Extract the lines of the material below, beginning with the first and ending with the line that holds "string; value: string;". Skip every picture.

(Stored items from a collection)
*-*-*

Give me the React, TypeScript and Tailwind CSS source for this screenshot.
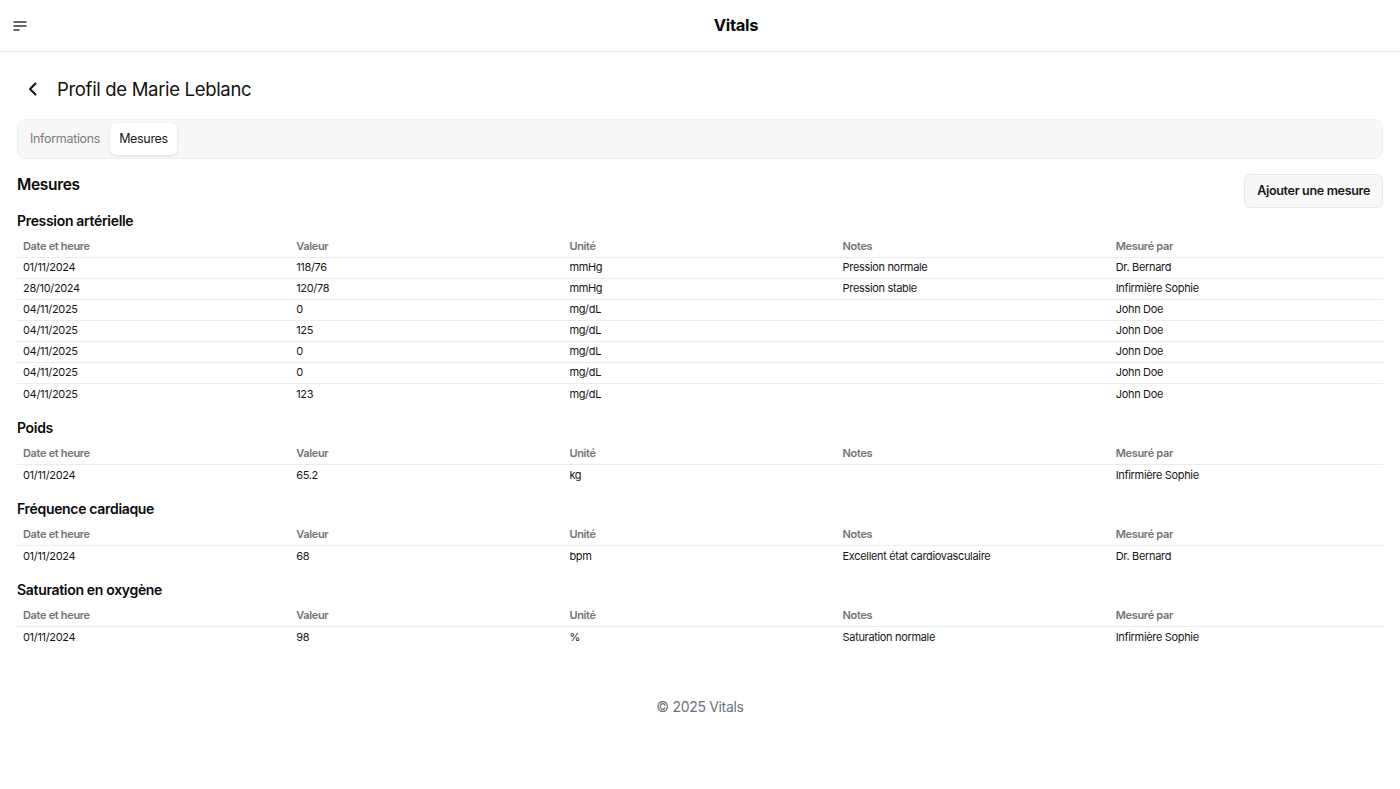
import React from "react";

type Row = { date: string; value: string; unit: string; notes: string; by: string };

const sections: { title: string; rows: Row[] }[] = [
  {
    title: "Pression artérielle",
    rows: [
      { date: "01/11/2024", value: "118/76", unit: "mmHg", notes: "Pression normale", by: "Dr. Bernard" },
      { date: "28/10/2024", value: "120/78", unit: "mmHg", notes: "Pression stable", by: "Infirmière Sophie" },
      { date: "04/11/2025", value: "0", unit: "mg/dL", notes: "", by: "John Doe" },
      { date: "04/11/2025", value: "125", unit: "mg/dL", notes: "", by: "John Doe" },
      { date: "04/11/2025", value: "0", unit: "mg/dL", notes: "", by: "John Doe" },
      { date: "04/11/2025", value: "0", unit: "mg/dL", notes: "", by: "John Doe" },
      { date: "04/11/2025", value: "123", unit: "mg/dL", notes: "", by: "John Doe" },
    ],
  },
  {
    title: "Poids",
    rows: [{ date: "01/11/2024", value: "65.2", unit: "kg", notes: "", by: "Infirmière Sophie" }],
  },
  {
    title: "Fréquence cardiaque",
    rows: [{ date: "01/11/2024", value: "68", unit: "bpm", notes: "Excellent état cardiovasculaire", by: "Dr. Bernard" }],
  },
  {
    title: "Saturation en oxygène",
    rows: [{ date: "01/11/2024", value: "98", unit: "%", notes: "Saturation normale", by: "Infirmière Sophie" }],
  },
];

function MeasureTable({ rows }: { rows: Row[] }) {
  return (
    <table className="w-full table-fixed text-[11px] tracking-[-0.03em]">
      <thead>
        <tr className="text-left text-[#737373]">
          <th className="h-[21px] pl-[6px] font-semibold">Date et heure</th>
          <th className="h-[21px] pl-[6px] font-semibold">Valeur</th>
          <th className="h-[21px] pl-[6px] font-semibold">Unité</th>
          <th className="h-[21px] pl-[6px] font-semibold">Notes</th>
          <th className="h-[21px] pl-[6px] font-semibold">Mesuré par</th>
        </tr>
      </thead>
      <tbody className="text-[#171717]">
        {rows.map((r, i) => (
          <tr key={i} className="border-t border-[#ececec]">
            <td className="h-[21px] pl-[6px]">{r.date}</td>
            <td className="h-[21px] pl-[6px]">{r.value}</td>
            <td className="h-[21px] pl-[6px]">{r.unit}</td>
            <td className="h-[21px] pl-[6px]">{r.notes}</td>
            <td className="h-[21px] pl-[6px]">{r.by}</td>
          </tr>
        ))}
      </tbody>
    </table>
  );
}

export default function App() {
  return (
    <div className="min-h-screen bg-white text-[#0a0a0a] font-['Inter',sans-serif] tracking-[-0.02em]">
      <header className="flex h-[52px] items-center border-b border-[#e5e5e5]">
        <div className="w-[72px] pl-[13px]">
          <svg width="14" height="12" viewBox="0 0 14 12" fill="none" stroke="#333" strokeWidth="1.5" strokeLinecap="round">
            <path d="M1 2h12M1 6h12M1 10h5" />
          </svg>
        </div>
        <div className="flex-1 text-center text-[16.5px] font-bold">Vitals</div>
      </header>

      <main className="px-[17px] pt-[23px]">
        <div className="flex items-center gap-[16px] pl-[8px] h-[28px]">
          <svg width="16" height="16" viewBox="0 0 16 16" fill="none" stroke="#111" strokeWidth="2" strokeLinecap="round" strokeLinejoin="round">
            <path d="M10.5 2.5 5 8l5.5 5.5" />
          </svg>
          <h1 className="text-[18.5px] leading-none text-[#111]">Profil de Marie Leblanc</h1>
        </div>

        <div className="mt-[16px] flex h-[40px] items-center gap-[1px] rounded-[8px] border border-[#f0f0f0] bg-[#f8f8f8] px-[3px]">
          <div className="px-[9px] py-[7px] text-[12.5px] text-[#7a7a7a]">Informations</div>
          <div className="rounded-[6px] bg-white px-[9px] py-[7px] text-[12.5px] text-[#171717] shadow-[0_1px_3px_rgba(0,0,0,0.12)]">
            Mesures
          </div>
        </div>

        <div className="mt-[16px] flex items-start justify-between">
          <h2 className="pt-[1px] text-[15.5px] font-semibold leading-[18px]">Mesures</h2>
          <button className="mt-[-1px] h-[34px] rounded-[6px] border border-[#e8e8e8] bg-[#f8f8f8] px-[12px] text-[12.5px] font-semibold text-[#171717]">
            Ajouter une mesure
          </button>
        </div>

        <div className="mt-[3px] flex flex-col gap-[14px]">
          {sections.map((s) => (
            <section key={s.title}>
              <h3 className="mb-[5px] text-[14px] font-semibold leading-[20px]">{s.title}</h3>
              <MeasureTable rows={s.rows} />
            </section>
          ))}
        </div>
      </main>

      <footer className="mt-[49px] text-center text-[14px] text-[#6b7280]">© 2025 Vitals</footer>
    </div>
  );
}
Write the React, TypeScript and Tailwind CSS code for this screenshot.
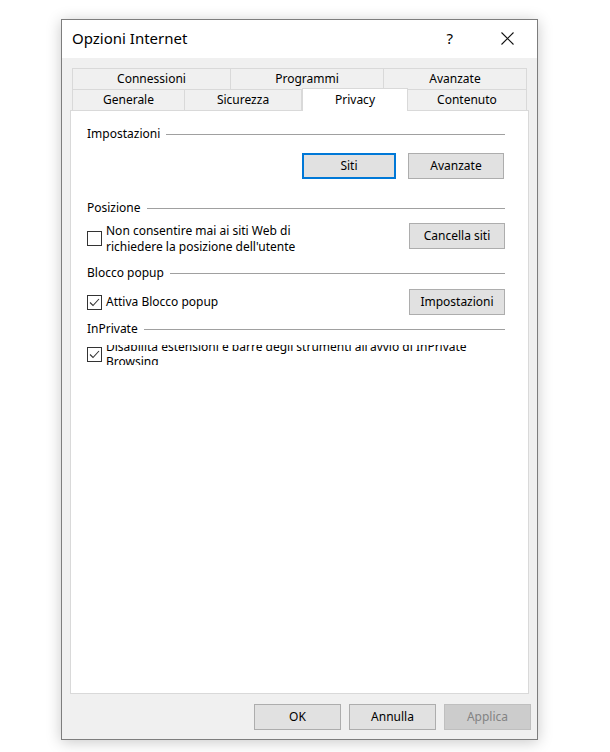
const font = { fontFamily: '"Noto Sans", "Liberation Sans", sans-serif' };

function Btn({ label, focused, disabled, w = 'w-[96px]', className = '' }: { label: string; focused?: boolean; disabled?: boolean; w?: string; className?: string }) {
  const base = 'h-[26px] flex items-center justify-center text-[12px]';
  const look = disabled
    ? 'bg-[#cccccc] border border-[#bfbfbf] text-[#838383]'
    : focused
    ? 'bg-[#e1e1e1] border-2 border-[#0078d7] text-black'
    : 'bg-[#e1e1e1] border border-[#adadad] text-black';
  return <div className={`${base} ${w} ${look} ${className}`}>{label}</div>;
}

function Check({ checked }: { checked?: boolean }) {
  return (
    <div className="w-[15px] h-[15px] border border-[#333] bg-white flex items-center justify-center shrink-0">
      {checked && (
        <svg width="11" height="9" viewBox="0 0 11 9">
          <path d="M1 4.5 L4 7.5 L10 1" fill="none" stroke="#333" strokeWidth="1.1" />
        </svg>
      )}
    </div>
  );
}

function Section({ title }: { title: string }) {
  return (
    <div className="flex items-center h-[16px]">
      <span className="text-[12px] text-black leading-[16px]">{title}</span>
      <div className="flex-1 h-px bg-[#a0a0a0] ml-[6px]" />
    </div>
  );
}

export default function App() {
  const row1 = [
    { t: 'Connessioni', w: 'w-[159px]' },
    { t: 'Programmi', w: 'w-[153px]' },
    { t: 'Avanzate', w: 'w-[143px]' },
  ];
  return (
    <div className="w-[610px] h-[752px] bg-white pt-[19px] pl-[61px]" style={font}>
      <div className="w-[477px] h-[721px] border border-[#7d7d7d] bg-[#f0f0f0] shadow-[0_2px_14px_rgba(0,0,0,0.22)] flex flex-col">
        {/* title bar */}
        <div className="h-[38px] bg-white flex items-center pl-[10px] pb-[2px] shrink-0">
          <span className="text-[15px] text-black flex-1">Opzioni Internet</span>
          <span className="text-[15px] text-black mr-[48px]">?</span>
          <svg width="13" height="13" viewBox="0 0 13 13" className="mr-[23px]">
            <path d="M0.5 0.5 L12.5 12.5 M12.5 0.5 L0.5 12.5" stroke="#111" strokeWidth="1.1" />
          </svg>
        </div>

        <div className="flex-1 flex flex-col pl-[8px] pr-[8px] pt-[10px]">
          {/* tabs */}
          <div className="pl-[2px]">
            <div className="flex h-[21px]">
              {row1.map((r, i) => (
                <div
                  key={r.t}
                  className={`${r.w} h-[21px] border-t border-r border-[#d9d9d9] ${i === 0 ? 'border-l' : ''} flex items-center justify-center text-[12px] text-black`}
                >
                  {r.t}
                </div>
              ))}
            </div>
            <div className="flex h-[21px] items-end">
              <div className="w-[113px] h-[21px] border border-b-0 border-[#d9d9d9] flex items-center justify-center text-[12px]">Generale</div>
              <div className="w-[117px] h-[21px] border-t border-r border-[#d9d9d9] flex items-center justify-center text-[12px]">Sicurezza</div>
              <div className="w-[106px] h-[23px] -mt-[2px] bg-white border-t border-x border-[#d9d9d9] relative z-10 -mb-px flex items-start justify-center pt-[2px] text-[12px]">Privacy</div>
              <div className="w-[119px] h-[21px] border-t border-r border-[#d9d9d9] flex items-center justify-center text-[12px]">Contenuto</div>
            </div>
          </div>

          {/* panel */}
          <div className="w-[459px] h-[584px] bg-white border border-[#d9d9d9] pl-[16px] pr-[23px] pt-[15px]">
            <Section title="Impostazioni" />
            <div className="flex justify-end gap-[12px] mt-[11px] mr-[1px]">
              <Btn label="Siti" focused w="w-[94px]" />
              <Btn label="Avanzate" />
            </div>

            <div className="mt-[21px]">
              <Section title="Posizione" />
            </div>
            <div className="flex items-start mt-[6px]">
              <div className="pt-[9px]"><Check /></div>
              <div className="ml-[4px] text-[12px] leading-[16px] text-black flex-1 pt-px">
                Non consentire mai ai siti Web di
                <br />
                richiedere la posizione dell'utente
              </div>
              <Btn label="Cancella siti" className="mt-px" />
            </div>

            <div className="mt-[10px]">
              <Section title="Blocco popup" />
            </div>
            <div className="flex items-center mt-[8px]">
              <Check checked />
              <span className="ml-[4px] text-[12px] text-black flex-1">Attiva Blocco popup</span>
              <Btn label="Impostazioni" />
            </div>

            <div className="mt-[6px]">
              <Section title="InPrivate" />
            </div>
            <div className="flex items-start mt-[8px]">
              <div className="pt-[2px]"><Check checked /></div>
              <div className="ml-[4px] h-[20px] overflow-hidden flex-1">
                <div className="text-[12px] leading-[15px] text-black -mt-[6px]">
                  Disabilita estensioni e barre degli strumenti all'avvio di InPrivate
                  <br />
                  Browsing
                </div>
              </div>
            </div>
          </div>

          {/* bottom buttons */}
          <div className="flex justify-end gap-[8px] mt-[10px] -mr-[2px]">
            <Btn label="OK" w="w-[87px]" />
            <Btn label="Annulla" w="w-[87px]" />
            <Btn label="Applica" disabled w="w-[87px]" />
          </div>
        </div>
      </div>
    </div>
  );
}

*-*-*

**Correct answer:**
Give me the React, TypeScript and Tailwind CSS source for this screenshot.
import React from "react";

type Row = { date: string; value: string; unit: string; notes: string; by: string };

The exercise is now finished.